A lot of coffee shops have customer loyalty cards. You get a stamp for every coffee and the next coffee is free. I think those loyalty cards are great, and I’m contemplating how they could be applied to internet businesses.

But consider this: instead of knowing that your next coffee will be free, a barista randomly gives you free drinks, new coffee blends, an extra shot of espresso.

Without expecting that next coffee to be free, your happiness levels will be infinitely higher. It’s something that I found to make for even more loyal customers and to give them an overall much more personal experience. The surprise trumps every single stamp on your loyalty card.

It’s one of the reasons why we send each of our customers a bag of coffee beans. It seems so unrelated to our business, but all of us care about good coffee. And what makes it for the customer is the surprise, them not expecting anything like that from an internet business.

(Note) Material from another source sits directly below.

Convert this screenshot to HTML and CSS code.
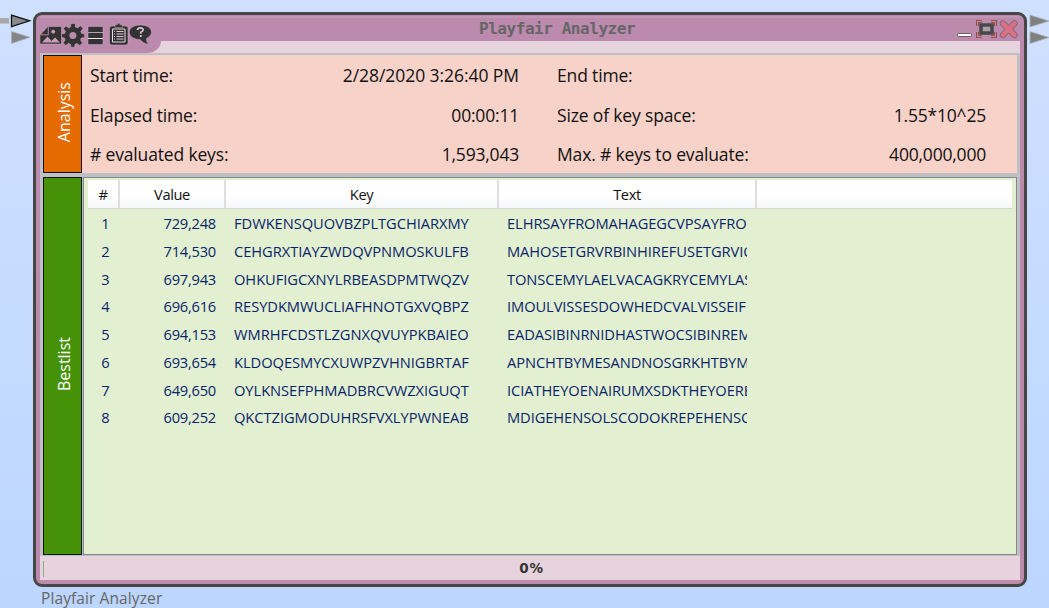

It’s also why MailChimp sent out almost 30000 t-shirts last year. After you’ve successfully launched your first campaign, they send an email to congratulate you and offer to send you a t-shirt. A great and unexpected gesture of customer love. It’s worth noting that the shirts are of a great quality, which definitely adds to the surprise.

The similarities of running a coffee shop to running an online business and maintaining software are pretty striking, and you’d think that’s only natural, as lots of crafts and running a business are very similar.

Yet the subtleties are what makes every single one of them special, and it’s worth looking at them in more detail to see if you can improve your own skills based on the gained knowledge or if you can improve your business’ customer relationship efforts.

Both the precision and the customer experience of a good barista and a great coffee shop are something that value one thing: the best possible value for a customer, a great cup of coffee. If you can get one cup of coffee right and make a customer happy, they’ll come again, and again, and again.

Getting a customer to stick around, turning them into your most loyal customer, that’s the best thing any business, any developer building a customer-facing product can ask for.